Data in this exercise:
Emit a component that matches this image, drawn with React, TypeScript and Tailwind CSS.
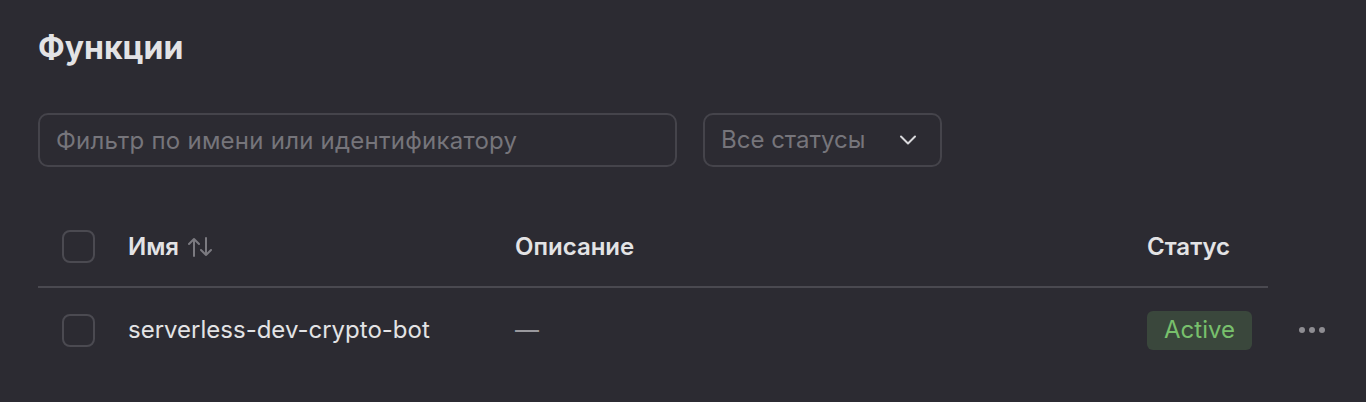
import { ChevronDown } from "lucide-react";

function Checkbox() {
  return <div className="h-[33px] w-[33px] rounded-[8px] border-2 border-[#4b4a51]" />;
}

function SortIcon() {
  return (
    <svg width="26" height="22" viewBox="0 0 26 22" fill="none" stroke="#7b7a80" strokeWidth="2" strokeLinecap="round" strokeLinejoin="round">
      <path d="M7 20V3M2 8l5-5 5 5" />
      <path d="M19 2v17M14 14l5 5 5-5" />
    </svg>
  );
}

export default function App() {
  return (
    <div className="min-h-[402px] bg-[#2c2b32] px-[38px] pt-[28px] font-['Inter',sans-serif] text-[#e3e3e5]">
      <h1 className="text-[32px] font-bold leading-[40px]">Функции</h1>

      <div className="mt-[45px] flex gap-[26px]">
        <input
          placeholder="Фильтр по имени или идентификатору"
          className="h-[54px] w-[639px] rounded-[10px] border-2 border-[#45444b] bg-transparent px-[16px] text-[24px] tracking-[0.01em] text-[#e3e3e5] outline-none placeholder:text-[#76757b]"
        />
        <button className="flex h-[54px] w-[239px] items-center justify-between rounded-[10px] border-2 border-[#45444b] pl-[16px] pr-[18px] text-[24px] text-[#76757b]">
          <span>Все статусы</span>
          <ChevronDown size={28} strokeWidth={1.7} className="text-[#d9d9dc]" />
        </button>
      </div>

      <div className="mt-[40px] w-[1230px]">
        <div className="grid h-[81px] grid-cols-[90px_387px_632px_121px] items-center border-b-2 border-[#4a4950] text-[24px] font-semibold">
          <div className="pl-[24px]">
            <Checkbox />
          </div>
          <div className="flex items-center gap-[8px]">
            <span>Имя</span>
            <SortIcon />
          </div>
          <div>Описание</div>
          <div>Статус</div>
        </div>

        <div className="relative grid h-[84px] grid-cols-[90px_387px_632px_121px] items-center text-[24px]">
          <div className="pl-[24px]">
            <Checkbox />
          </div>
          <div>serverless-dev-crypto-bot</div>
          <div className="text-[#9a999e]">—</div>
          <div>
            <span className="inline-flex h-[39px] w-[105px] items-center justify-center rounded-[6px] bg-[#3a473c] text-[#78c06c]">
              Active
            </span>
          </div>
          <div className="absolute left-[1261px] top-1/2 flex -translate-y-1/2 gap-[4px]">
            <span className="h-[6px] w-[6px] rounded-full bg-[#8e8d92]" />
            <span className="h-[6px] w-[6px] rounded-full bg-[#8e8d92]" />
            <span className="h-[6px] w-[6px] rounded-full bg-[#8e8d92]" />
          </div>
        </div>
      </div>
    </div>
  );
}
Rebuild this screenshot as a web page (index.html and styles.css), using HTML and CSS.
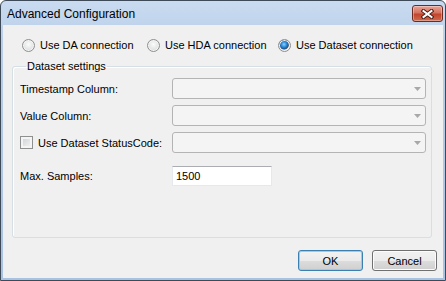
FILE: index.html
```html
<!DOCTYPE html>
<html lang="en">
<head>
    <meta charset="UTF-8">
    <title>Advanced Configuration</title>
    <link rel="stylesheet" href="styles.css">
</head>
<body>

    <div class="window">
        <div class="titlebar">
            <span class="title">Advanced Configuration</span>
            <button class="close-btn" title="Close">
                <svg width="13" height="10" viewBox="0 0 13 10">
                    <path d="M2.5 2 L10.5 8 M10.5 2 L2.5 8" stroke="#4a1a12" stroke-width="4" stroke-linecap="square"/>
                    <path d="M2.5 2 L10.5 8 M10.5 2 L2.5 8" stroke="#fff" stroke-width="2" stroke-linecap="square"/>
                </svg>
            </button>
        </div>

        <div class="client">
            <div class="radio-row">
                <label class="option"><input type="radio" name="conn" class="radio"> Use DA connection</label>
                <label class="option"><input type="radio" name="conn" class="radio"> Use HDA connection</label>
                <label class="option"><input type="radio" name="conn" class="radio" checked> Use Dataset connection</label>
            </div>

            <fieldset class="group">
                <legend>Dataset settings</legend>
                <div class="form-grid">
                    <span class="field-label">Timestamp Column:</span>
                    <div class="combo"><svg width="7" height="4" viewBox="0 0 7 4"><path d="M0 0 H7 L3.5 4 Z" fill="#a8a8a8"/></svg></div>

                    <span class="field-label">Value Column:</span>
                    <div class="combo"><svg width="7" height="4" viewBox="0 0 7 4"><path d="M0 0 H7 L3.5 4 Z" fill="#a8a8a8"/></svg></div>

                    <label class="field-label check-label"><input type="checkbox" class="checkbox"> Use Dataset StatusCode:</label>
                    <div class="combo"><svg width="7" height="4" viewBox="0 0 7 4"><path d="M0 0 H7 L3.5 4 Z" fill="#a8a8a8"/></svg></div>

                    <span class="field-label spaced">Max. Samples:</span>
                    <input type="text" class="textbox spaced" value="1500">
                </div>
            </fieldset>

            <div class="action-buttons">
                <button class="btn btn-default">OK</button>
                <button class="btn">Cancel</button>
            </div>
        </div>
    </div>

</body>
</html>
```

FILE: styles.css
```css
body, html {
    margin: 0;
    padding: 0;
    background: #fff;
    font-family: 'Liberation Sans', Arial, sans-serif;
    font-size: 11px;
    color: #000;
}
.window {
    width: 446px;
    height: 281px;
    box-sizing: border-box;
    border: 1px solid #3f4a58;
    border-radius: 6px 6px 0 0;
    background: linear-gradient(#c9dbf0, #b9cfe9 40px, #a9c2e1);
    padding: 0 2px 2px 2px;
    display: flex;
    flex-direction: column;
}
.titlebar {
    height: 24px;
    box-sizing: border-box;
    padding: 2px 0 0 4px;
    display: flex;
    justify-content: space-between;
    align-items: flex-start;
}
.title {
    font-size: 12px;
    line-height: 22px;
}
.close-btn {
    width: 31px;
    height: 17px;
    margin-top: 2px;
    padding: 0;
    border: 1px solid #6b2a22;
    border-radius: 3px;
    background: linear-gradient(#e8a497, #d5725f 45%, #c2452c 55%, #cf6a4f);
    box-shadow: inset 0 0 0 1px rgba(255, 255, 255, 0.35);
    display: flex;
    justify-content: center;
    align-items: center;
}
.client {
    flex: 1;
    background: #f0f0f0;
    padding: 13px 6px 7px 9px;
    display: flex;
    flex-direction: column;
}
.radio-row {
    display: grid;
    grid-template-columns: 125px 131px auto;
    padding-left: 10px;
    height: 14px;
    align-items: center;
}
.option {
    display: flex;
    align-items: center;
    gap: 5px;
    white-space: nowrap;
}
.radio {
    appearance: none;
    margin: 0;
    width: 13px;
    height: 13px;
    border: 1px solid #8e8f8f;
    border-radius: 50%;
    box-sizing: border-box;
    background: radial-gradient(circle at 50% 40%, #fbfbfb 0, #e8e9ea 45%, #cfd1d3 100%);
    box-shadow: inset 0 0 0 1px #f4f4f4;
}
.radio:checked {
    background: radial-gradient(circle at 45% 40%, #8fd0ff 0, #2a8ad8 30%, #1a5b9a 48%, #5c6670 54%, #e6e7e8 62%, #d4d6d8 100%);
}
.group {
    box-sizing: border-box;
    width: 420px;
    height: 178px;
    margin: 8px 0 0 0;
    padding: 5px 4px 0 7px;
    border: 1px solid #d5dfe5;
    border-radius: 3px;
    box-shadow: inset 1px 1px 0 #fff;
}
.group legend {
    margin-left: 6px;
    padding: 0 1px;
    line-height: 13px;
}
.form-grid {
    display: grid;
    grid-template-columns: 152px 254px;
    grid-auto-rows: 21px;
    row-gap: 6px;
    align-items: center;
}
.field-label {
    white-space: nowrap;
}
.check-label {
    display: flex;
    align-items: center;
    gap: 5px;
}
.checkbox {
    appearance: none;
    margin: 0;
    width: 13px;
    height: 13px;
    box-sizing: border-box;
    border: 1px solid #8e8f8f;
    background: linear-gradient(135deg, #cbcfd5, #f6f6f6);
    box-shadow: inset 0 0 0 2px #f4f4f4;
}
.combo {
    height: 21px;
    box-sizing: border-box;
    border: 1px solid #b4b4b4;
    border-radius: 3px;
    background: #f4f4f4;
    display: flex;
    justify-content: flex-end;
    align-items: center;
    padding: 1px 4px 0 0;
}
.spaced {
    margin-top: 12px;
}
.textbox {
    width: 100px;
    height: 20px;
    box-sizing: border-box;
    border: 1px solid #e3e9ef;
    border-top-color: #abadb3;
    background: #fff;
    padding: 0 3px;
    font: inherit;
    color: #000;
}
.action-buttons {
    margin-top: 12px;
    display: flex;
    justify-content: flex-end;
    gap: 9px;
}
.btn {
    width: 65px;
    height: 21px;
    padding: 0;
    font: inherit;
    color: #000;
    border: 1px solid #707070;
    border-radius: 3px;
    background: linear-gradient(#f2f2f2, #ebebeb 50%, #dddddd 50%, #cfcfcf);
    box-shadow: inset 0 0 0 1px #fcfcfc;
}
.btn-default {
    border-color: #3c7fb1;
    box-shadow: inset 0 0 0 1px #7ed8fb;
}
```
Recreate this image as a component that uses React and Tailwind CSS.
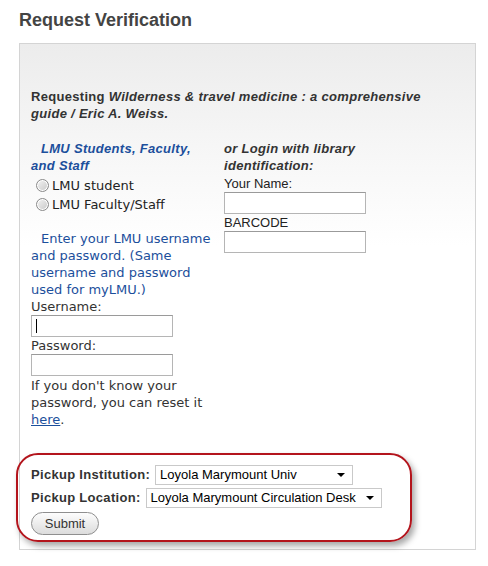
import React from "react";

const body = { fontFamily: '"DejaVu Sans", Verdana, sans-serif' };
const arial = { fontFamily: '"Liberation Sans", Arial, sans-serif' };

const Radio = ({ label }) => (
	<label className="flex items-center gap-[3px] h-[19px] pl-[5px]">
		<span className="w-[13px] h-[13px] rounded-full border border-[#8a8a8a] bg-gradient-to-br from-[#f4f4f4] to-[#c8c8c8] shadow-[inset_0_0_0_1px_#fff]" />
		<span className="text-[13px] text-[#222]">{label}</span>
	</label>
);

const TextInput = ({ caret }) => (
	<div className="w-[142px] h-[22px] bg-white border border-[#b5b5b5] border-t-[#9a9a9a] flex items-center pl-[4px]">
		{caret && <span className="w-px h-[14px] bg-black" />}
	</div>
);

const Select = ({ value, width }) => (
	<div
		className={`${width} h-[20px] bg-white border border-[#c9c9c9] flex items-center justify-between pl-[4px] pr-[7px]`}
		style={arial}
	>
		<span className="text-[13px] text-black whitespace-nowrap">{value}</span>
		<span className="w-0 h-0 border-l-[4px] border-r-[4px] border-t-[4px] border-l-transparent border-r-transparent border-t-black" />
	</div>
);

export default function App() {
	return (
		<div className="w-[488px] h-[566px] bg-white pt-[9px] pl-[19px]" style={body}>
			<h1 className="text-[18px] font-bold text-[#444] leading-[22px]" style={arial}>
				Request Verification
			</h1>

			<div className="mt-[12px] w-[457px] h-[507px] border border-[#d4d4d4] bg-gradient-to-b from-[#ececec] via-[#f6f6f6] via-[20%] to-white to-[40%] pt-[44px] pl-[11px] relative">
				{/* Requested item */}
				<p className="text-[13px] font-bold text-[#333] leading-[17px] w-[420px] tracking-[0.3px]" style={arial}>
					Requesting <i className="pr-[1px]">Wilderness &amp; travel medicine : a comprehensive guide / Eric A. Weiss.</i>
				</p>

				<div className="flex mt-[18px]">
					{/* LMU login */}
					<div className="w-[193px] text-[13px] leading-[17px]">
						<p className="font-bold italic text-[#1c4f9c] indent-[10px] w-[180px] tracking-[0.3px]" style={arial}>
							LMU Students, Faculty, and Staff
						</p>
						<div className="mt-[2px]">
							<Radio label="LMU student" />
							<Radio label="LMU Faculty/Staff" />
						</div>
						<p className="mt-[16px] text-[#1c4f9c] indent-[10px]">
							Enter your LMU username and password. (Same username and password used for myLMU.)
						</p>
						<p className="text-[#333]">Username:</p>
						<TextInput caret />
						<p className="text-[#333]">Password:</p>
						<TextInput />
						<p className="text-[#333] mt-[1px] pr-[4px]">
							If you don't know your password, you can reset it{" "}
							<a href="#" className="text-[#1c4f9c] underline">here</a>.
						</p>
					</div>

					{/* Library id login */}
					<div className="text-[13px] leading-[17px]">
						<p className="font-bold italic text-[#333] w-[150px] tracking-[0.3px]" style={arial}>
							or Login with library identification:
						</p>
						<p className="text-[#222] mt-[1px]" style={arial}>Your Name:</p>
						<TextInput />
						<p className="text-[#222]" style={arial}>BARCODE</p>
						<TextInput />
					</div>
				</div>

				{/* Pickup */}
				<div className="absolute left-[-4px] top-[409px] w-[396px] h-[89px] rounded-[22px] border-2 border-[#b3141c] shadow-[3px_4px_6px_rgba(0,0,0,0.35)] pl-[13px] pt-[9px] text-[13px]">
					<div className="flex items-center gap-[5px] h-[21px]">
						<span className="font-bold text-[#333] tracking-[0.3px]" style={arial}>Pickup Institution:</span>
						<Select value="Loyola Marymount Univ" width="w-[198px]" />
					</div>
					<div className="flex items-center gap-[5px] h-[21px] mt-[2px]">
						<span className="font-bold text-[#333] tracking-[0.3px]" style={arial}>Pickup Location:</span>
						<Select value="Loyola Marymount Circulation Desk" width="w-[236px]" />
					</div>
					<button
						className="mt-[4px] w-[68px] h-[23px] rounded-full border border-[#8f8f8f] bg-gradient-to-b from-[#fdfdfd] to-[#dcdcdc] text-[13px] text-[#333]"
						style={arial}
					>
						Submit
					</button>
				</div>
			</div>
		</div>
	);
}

Objective:
From the data above, gather every line that includes the word "styles".

In response:
Rebuild this screenshot as a web page (index.html and styles.css), using HTML and CSS.
    <link rel="stylesheet" href="styles.css">
FILE: styles.css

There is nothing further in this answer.